First, all national institutions and state officials are keen not to spill Egyptian blood. Regrettably, blood is being spilled due to conflicts over power and for the interests of a select group [the Brotherhood]. They use this blood to feed the impression that they are the victims in order to win the support of foreign powers to threaten the Egyptian state. Of course, the Egyptian state is keen on restoring security and stability and preserving lives, but it will not let go of security for the sake of a group that does not value its country and spills the blood of its followers.
The dispersals came after the state waited 48 days. The continuation of those sit-ins would have had catastrophic repercussions for national interests. The sit-ins infringed on the freedom of the residents living in those areas, especially after the sit-ins armed themselves and started to carry out criminal activities against the residents. They also had negative impacts on the environment, public health, transportation and the economy. They also threatened societal peace.

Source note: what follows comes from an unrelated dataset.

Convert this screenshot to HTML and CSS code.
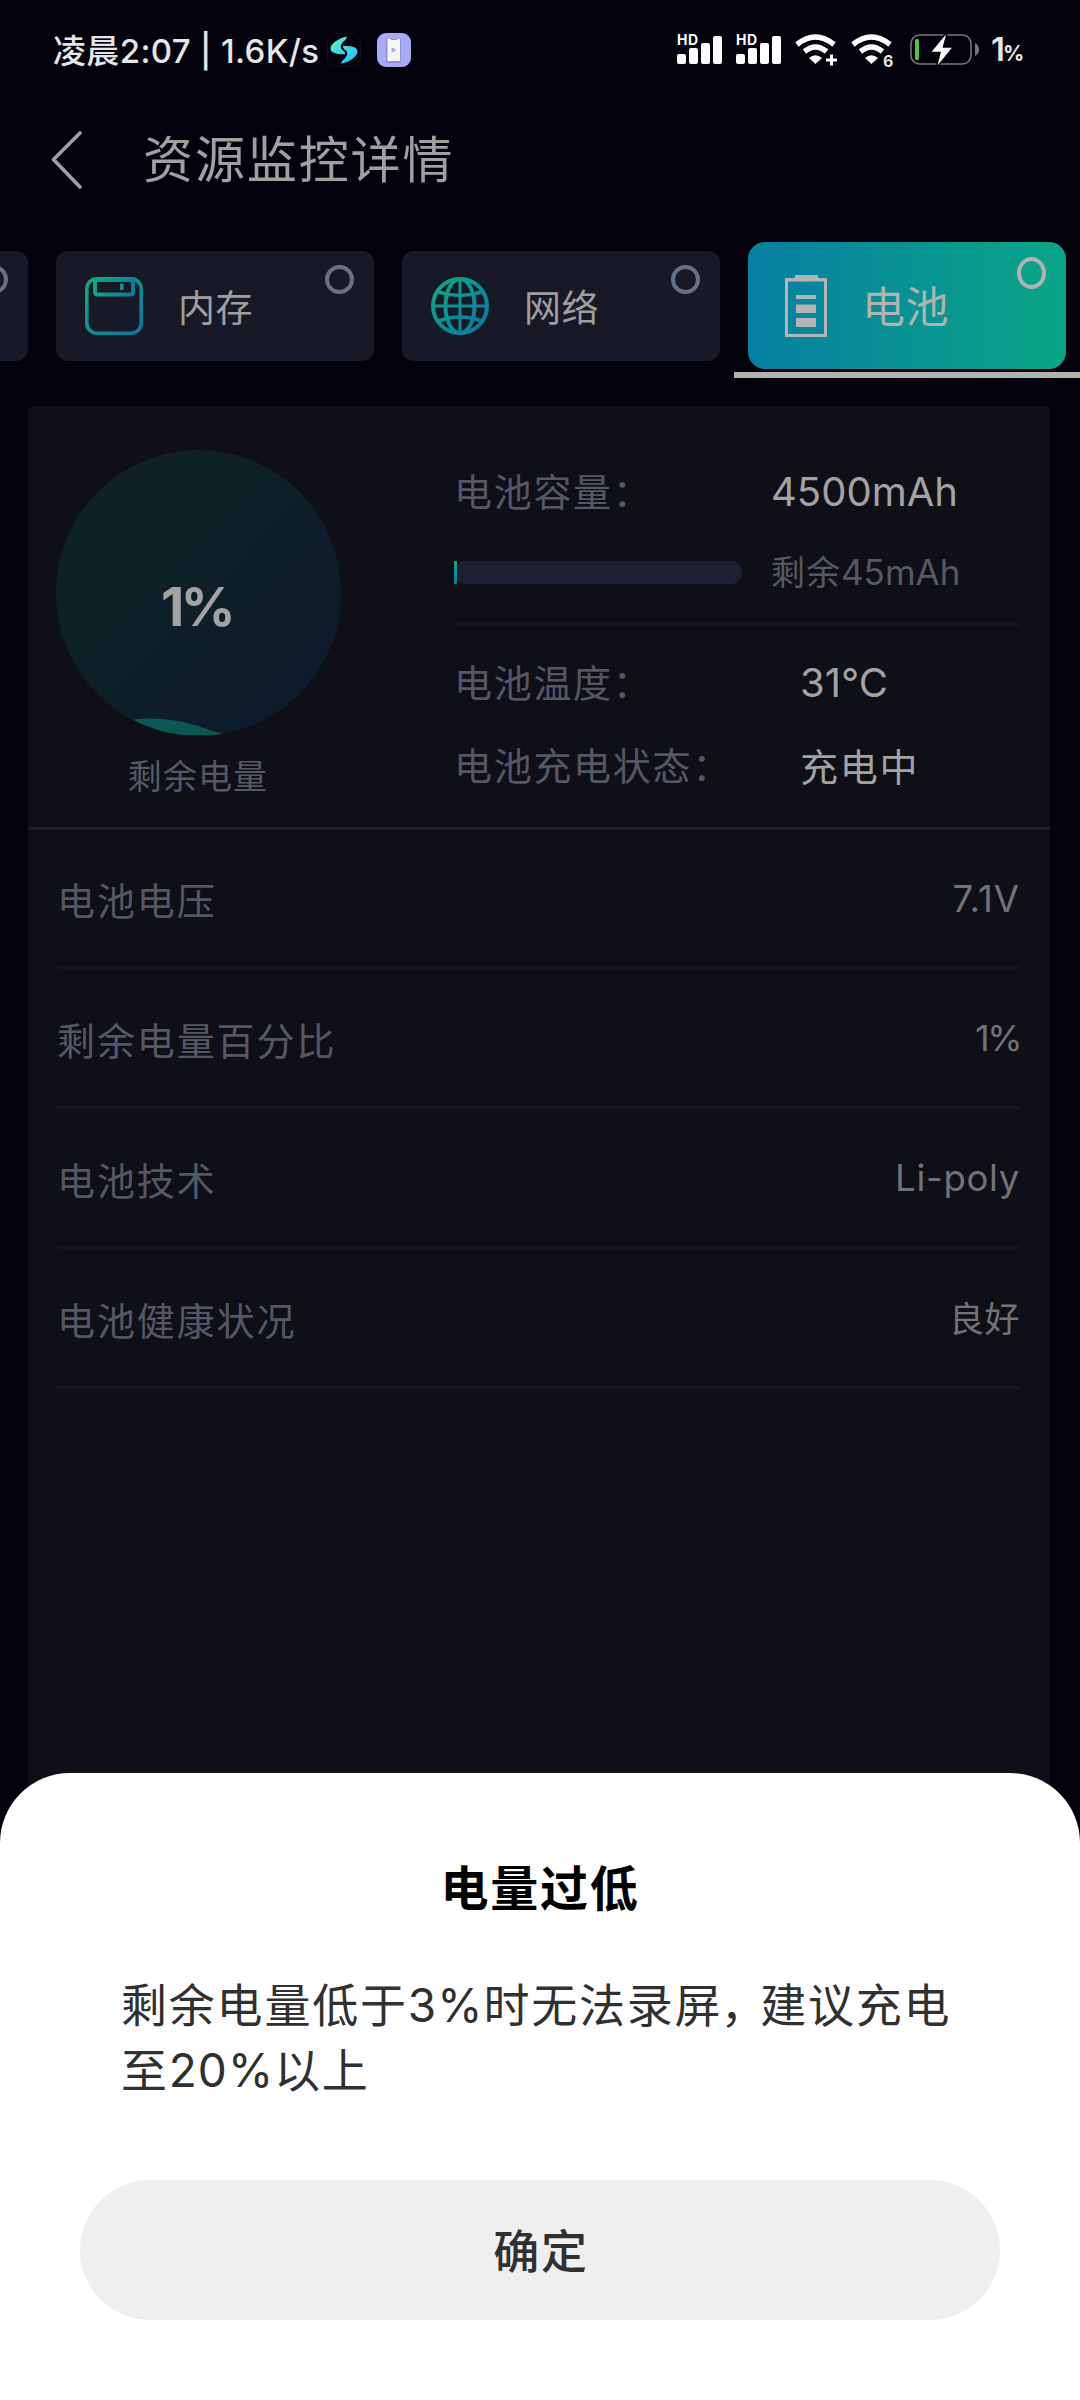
FILE: index.html
```html
<!DOCTYPE html>
<html lang="zh-CN">
<head>
<meta charset="utf-8">
<title>资源监控详情</title>
<link rel="stylesheet" href="styles.css">
</head>
<body>
<svg class="defs" width="0" height="0" aria-hidden="true">
  <defs>
    <linearGradient id="teal" gradientUnits="userSpaceOnUse" x1="0" y1="0" x2="58" y2="58">
      <stop offset="0.1" stop-color="#0fa585"/><stop offset="0.9" stop-color="#0a7ba3"/>
    </linearGradient>
    <linearGradient id="tealSmall" gradientUnits="userSpaceOnUse" x1="8" y1="4" x2="50" y2="20">
      <stop offset="0.1" stop-color="#0fa585"/><stop offset="0.9" stop-color="#0a7ba3"/>
    </linearGradient>
    <linearGradient id="swirl" gradientUnits="userSpaceOnUse" x1="8" y1="4" x2="24" y2="30">
      <stop offset="0" stop-color="#62e8cb"/><stop offset="1" stop-color="#1fc6f2"/>
    </linearGradient>
  </defs>
</svg>
<div class="screen">
  <div class="statusbar">
    <span class="clock">凌晨2:07 | 1.6K/s</span>
    <svg class="app-swirl" width="34" height="34" viewBox="0 0 34 34">
      <rect x="0.5" y="0.5" width="33" height="33" rx="8" fill="none" stroke="#12121e"/>
      <path fill="url(#swirl)" d="M20 3.500C12 5 3.500 10.500 3.500 15.500C3.500 20.500 11 21.500 17.500 21.200C19 20 17 18 15.500 17C13 15 13.500 12 15.500 9.500C17 7.500 19.500 6.500 20 3.500Z"/>
      <path fill="url(#swirl)" d="M14 30.800C22 29.500 30.500 23.500 30.500 18.500C30.500 13.500 23 12.800 16.500 13C15 14 17 16 18.500 17.200C21 19 20.500 22 18.500 24.500C17 26.500 14.500 27.800 14 30.800Z"/>
    </svg>
    <svg class="app-phone" width="34" height="34" viewBox="0 0 34 34">
      <rect width="34" height="34" rx="9" fill="#a8abf3"/>
      <rect x="9" y="6" width="15" height="24" rx="1.5" fill="#8e91de"/>
      <path fill="#f6f5f7" d="M10.500 6h3.500v1h6v-1h3v22h-12.500z"/>
      <path fill="#a8abf3" d="M14.500 14l5 3l-5 3z"/>
    </svg>
    <div class="indicators">
      <div class="signal"><span class="hd">HD</span>
        <svg width="46" height="30" viewBox="0 0 46 30" fill="#fff"><rect x="0" y="19" width="9" height="10" rx="2"/><rect x="12" y="13" width="9" height="16" rx="2"/><rect x="24" y="8" width="9" height="21" rx="2"/><rect x="36" y="1" width="9" height="28" rx="2"/></svg>
      </div>
      <div class="signal"><span class="hd">HD</span>
        <svg width="46" height="30" viewBox="0 0 46 30" fill="#fff"><rect x="0" y="19" width="9" height="10" rx="2"/><rect x="12" y="13" width="9" height="16" rx="2"/><rect x="24" y="8" width="9" height="21" rx="2"/><rect x="36" y="1" width="9" height="28" rx="2"/></svg>
      </div>
      <svg class="wifi" width="43" height="34" viewBox="0 0 43 34" fill="none" stroke="#fff">
        <path stroke-width="5.500" d="M2 10.500Q20.500 -4.500 39 10.500"/>
        <path stroke-width="5.500" d="M9.500 17.500Q20.500 8.500 31.500 17.500"/>
        <path fill="#fff" stroke="none" d="M14 24Q20.500 18.500 27 24L20.500 30z"/>
        <path stroke-width="3" d="M31 26h11M36.500 20.500v11"/>
      </svg>
      <div class="wifi-six"><svg width="43" height="34" viewBox="0 0 43 34" fill="none" stroke="#fff">
        <path stroke-width="5.500" d="M2 10.500Q20.500 -4.500 39 10.500"/>
        <path stroke-width="5.500" d="M9.500 17.500Q20.500 8.500 31.500 17.500"/>
        <path fill="#fff" stroke="none" d="M14 24Q20.500 18.500 27 24L20.500 30z"/>
      </svg><span class="six">6</span></div>
      <svg class="charge" width="69" height="38" viewBox="0 0 69 38">
        <rect x="1" y="4" width="60" height="29" rx="8.500" fill="none" stroke="#77767f" stroke-width="1.600"/>
        <path fill="#77767f" d="M65 12Q69 14 69 18.500Q69 23 65 25z"/>
        <rect x="5" y="8" width="4" height="21" rx="1.500" fill="#4cc644"/>
        <path fill="#fff" stroke="#04020c" stroke-width="1.500" d="M37 1L20 21.500H30L26 37.500L43.500 16H33.500L37.500 1z"/>
      </svg>
      <span class="level">1<small>%</small></span>
    </div>
  </div>

  <header class="header">
    <svg width="32" height="60" viewBox="0 0 32 60" fill="none" stroke="#a0a0a0" stroke-width="3.600" stroke-linecap="round" stroke-linejoin="round"><path d="M29 3L2.500 29.500L29 57"/></svg>
    <h1>资源监控详情</h1>
  </header>

  <nav class="tabs">
    <div class="tab cut"><i class="ring"></i></div>
    <div class="tab">
      <svg width="58" height="58" viewBox="0 0 58 58" fill="none" stroke="url(#teal)" stroke-width="3.600">
        <rect x="1.800" y="1.800" width="54.400" height="54.400" rx="10"/>
        <path stroke="url(#tealSmall)" stroke-width="4" d="M10 3V15Q10 17.500 12.500 17.500H45.500Q48 17.500 48 15V3M9 3H50"/>
        <path stroke-width="3.500" d="M36.800 6.500V13"/>
      </svg>
      <span>内存</span><i class="ring"></i>
    </div>
    <div class="tab">
      <svg width="58" height="58" viewBox="0 0 58 58" fill="none" stroke="url(#teal)" stroke-width="4">
        <circle cx="29" cy="29" r="27"/>
        <ellipse cx="29" cy="29" rx="14.500" ry="27"/>
        <path stroke-width="3" d="M29.010 2L29 56M2 29L56 29.010"/>
        <path stroke-width="3.600" d="M7.500 15Q29 22 50.500 15M7.500 44Q29 36 50.500 44"/>
      </svg>
      <span>网络</span><i class="ring"></i>
    </div>
    <div class="tab active">
      <svg width="58" height="62" viewBox="0 0 58 62" fill="#b3b5b4">
        <path fill-rule="evenodd" d="M8 3H18V0H41V3H50V62H8ZM11 6.500V59H47V6.500Z"/>
        <rect x="19" y="20" width="20" height="4"/><rect x="19" y="29.500" width="20" height="8.500"/><rect x="19" y="43" width="20" height="9"/>
      </svg>
      <span>电池</span><i class="ring"></i>
    </div>
  </nav>

  <main class="panel">
    <section class="summary">
      <div class="gauge">
        <div class="dial">
          <svg class="wave" width="285" height="285" viewBox="0 0 285 285">
            <path fill="#0d5753" d="M60 272Q105 263 145 277Q155 281 168 284V287H60Z"/>
          </svg>
          <b>1%</b>
        </div>
        <span class="caption">剩余电量</span>
      </div>
      <div class="facts">
        <div class="fact cap"><span class="label">电池容量：</span><span class="value mah">4500mAh</span></div>
        <div class="fact left"><div class="bar"><div class="fill" style="width:1%"></div></div><span class="rest">剩余<em>45mAh</em></span></div>
        <div class="fact temp"><span class="label">电池温度：</span><span class="value">31°C</span></div>
        <div class="fact state"><span class="label">电池充电状态：</span><span class="value cjk">充电中</span></div>
      </div>
    </section>
    <ul class="rows">
      <li><span class="label">电池电压</span><span class="num volt">7.1V</span></li>
      <li><span class="label">剩余电量百分比</span><span class="num percent">1%</span></li>
      <li><span class="label">电池技术</span><span class="num poly">Li-poly</span></li>
      <li><span class="label">电池健康状况</span><span class="num cjk">良好</span></li>
    </ul>
  </main>

  <div class="dialog">
    <h2>电量过低</h2>
    <p>剩余电量低于<em>3%</em>时无法录屏<span class="comma">，</span>建议充电<br>至<em>20%</em>以上</p>
    <button type="button">确定</button>
  </div>
</div>
</body>
</html>
```
FILE: styles.css
```css
* { box-sizing: border-box; margin: 0; padding: 0; }
body { background: #04020c; font-family: Inter, "Noto Sans CJK SC", sans-serif; }
em, i { font-style: normal; }
svg { display: block; flex: none; }
.defs { position: absolute; }
.screen { width: 1080px; height: 2400px; display: flex; flex-direction: column; overflow: hidden; position: relative; white-space: nowrap; }

.statusbar { height: 100px; display: flex; align-items: center; padding: 0 58px 0 53px; color: #e6e5e7; }
.clock { font-size: 33px; font-weight: 500; width: 274px; letter-spacing: 0.350px; padding-bottom: 3px; }
.app-phone { margin-left: 16px; }
.indicators { margin-left: auto; display: flex; align-items: center; }
.signal { position: relative; margin-right: 13px; }
.hd { position: absolute; left: 0; top: -2px; font: 700 14px/14px Inter, sans-serif; letter-spacing: 0.5px; color: #fff; }
.wifi { margin: 2px 13px 0 0; }
.wifi-six { position: relative; margin: 2px 16px 0 0; }
.six { position: absolute; left: 32px; top: 19px; font: 700 16px/16px Inter, sans-serif; }
.level { font-size: 33px; font-weight: 600; margin-left: 12px; width: 31px; letter-spacing: -2px; padding-bottom: 2px; }
.level small { font-size: 21px; font-weight: 700; letter-spacing: 0; }

.header { height: 119px; display: flex; align-items: center; padding-left: 51px; gap: 60px; }
.header h1 { font-size: 50px; font-weight: 400; letter-spacing: 1.900px; color: #a0a0a0; padding-bottom: 7px; }

.tabs { height: 187px; padding-top: 23px; display: flex; gap: 28px; align-items: flex-start; }
.tab { position: relative; flex: none; width: 318px; height: 110px; margin-top: 9px; padding: 0 29px; border-radius: 12px; background: #181926; display: flex; align-items: center; gap: 35px; color: #a09f9f; font-size: 37px; letter-spacing: 0.500px; }
.tab span { padding-bottom: 1px; }
.tab.cut { width: 28px; padding: 0; border-radius: 0 12px 12px 0; }
.ring { position: absolute; right: 20px; top: 14px; width: 29px; height: 29px; border: 4px solid #677286; border-radius: 50%; }
.active { height: 127px; margin-top: 0; border-radius: 17px; gap: 27px; background: linear-gradient(90deg, #077fa2, #0aa586); color: #adb4b2; font-size: 43px; }
.active span { padding-bottom: 4px; }
.active .ring { top: 15px; height: 32px; border-color: #b0b4b3; }
.active::after { content: ""; position: absolute; left: -14px; top: 130px; width: 346px; height: 6px; background: #b2b2b2; }

.panel { width: 1022px; margin-left: 28px; flex: 1; background: #0f0f18; border-radius: 6px 6px 0 0; }
.summary { height: 424px; border-bottom: 3px solid #1d1e2d; display: flex; }
.gauge { width: 285px; margin-left: 27.500px; padding-top: 44px; display: flex; flex-direction: column; align-items: center; }
.dial { position: relative; width: 285px; height: 286px; border-radius: 50%; overflow: hidden; background: linear-gradient(135deg, #102224 10%, #0e1f28 55%, #0f1a28 90%); text-align: center; padding-top: 122px; }
.wave { position: absolute; left: 0; top: 0; }
.dial b { font-size: 54px; line-height: 70px; font-weight: 700; color: #a3a3a3; letter-spacing: -3.500px; margin-right: 3px; }
.caption { margin-top: 17px; font-size: 34px; line-height: 48px; letter-spacing: 1.100px; color: #565863; }
.facts { margin-left: 113.500px; width: 567px; display: flex; flex-direction: column; padding-top: 46px; }
.fact { display: flex; align-items: center; }
.label { color: #555864; font-size: 38px; letter-spacing: 1.900px; padding-bottom: 3px; }
.value { color: #a4a2a2; font-size: 40px; padding-bottom: 1px; }
.fact .label { width: 346px; padding-bottom: 5px; letter-spacing: 1.700px; }
.cap { height: 80px; }
.cap .label { width: 317px; }
.left { height: 94px; border-bottom: 3px solid #151622; padding-bottom: 11px; }
.bar { width: 288px; height: 23px; border-radius: 11px; background: #1e2032; margin-right: 29px; }
.fill { height: 23px; background: linear-gradient(#0fa585, #0a7ba3); }
.rest { font-size: 34px; letter-spacing: 1px; color: #565863; padding-bottom: 4px; }
.rest em { font-size: 35px; letter-spacing: 0; }
.temp { height: 114px; }
.state { height: 52px; }
.fact .cjk { font-size: 38px; letter-spacing: 1.800px; padding-bottom: 4px; }

.rows { list-style: none; padding: 0 29px; }
.rows li { height: 140px; border-bottom: 3px solid #151622; display: flex; justify-content: space-between; align-items: center; padding: 4px 2px 0 0; }
.rows li:first-child { height: 139px; }
.num { font-size: 36.500px; color: #737276; margin-top: -3px; }
.volt { letter-spacing: 1px; margin-right: -1px; }
.percent { font-size: 36px; letter-spacing: -2.500px; margin-right: -1px; }
.poly { letter-spacing: 0.700px; margin-right: -1px; }
.num.cjk { font-size: 35px; letter-spacing: 0.500px; padding-bottom: 3px; margin-right: -1px; }

.dialog { position: absolute; left: 0; top: 1773px; width: 1080px; height: 627px; border-radius: 70px 70px 0 0; background: #fff; padding: 80px 80px 0; text-align: center; }
.dialog h2 { font-size: 48px; line-height: 72px; letter-spacing: 1.800px; font-weight: 600; color: #000; }
.dialog p { margin: 48px 0 0 41px; text-align: left; font-size: 46px; line-height: 65px; letter-spacing: 1.800px; color: #303030; }
.dialog em { letter-spacing: 1px; }
.comma { font-feature-settings: "halt" 1; margin: 0 15px 0 -2px; }
.dialog button { display: block; width: 920px; height: 140px; margin-top: 77px; padding: 0 0 4px 2px; border: 0; border-radius: 70px; background: #efefef; font: 500 46px "Noto Sans CJK SC", sans-serif; letter-spacing: 1.800px; color: #303030; }
```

The sit-ins became all the more threatening when they provided a platform for empowerment from foreign powers, threatening the Egyptian state and its integrity. This would have paved the way for reproducing the current situation in Syria.
We feared there would be more losses and the other side was waging a mental war against us. We asked them to end the sit-ins, but they did not want to listen or think.
What would have happened if the two sit-ins had not been dismantled?
The country would have begun to disintegrate.
Could Egypt be on the verge of civil war again like it was toward the end of Morsy’s rule?
This cannot happen. We intervened to protect the country at the request of the people. To those who call for putting the roadmap to a referendum, I say, we are already past this and working to achieve the people's demands.
Did you expect to get the support of Saudi Arabia, the United Arab Emirates, Kuwait, Bahrain and Jordan?
We appreciate their support, and Egyptians will not forget that. Frankly, their support was beyond expectations.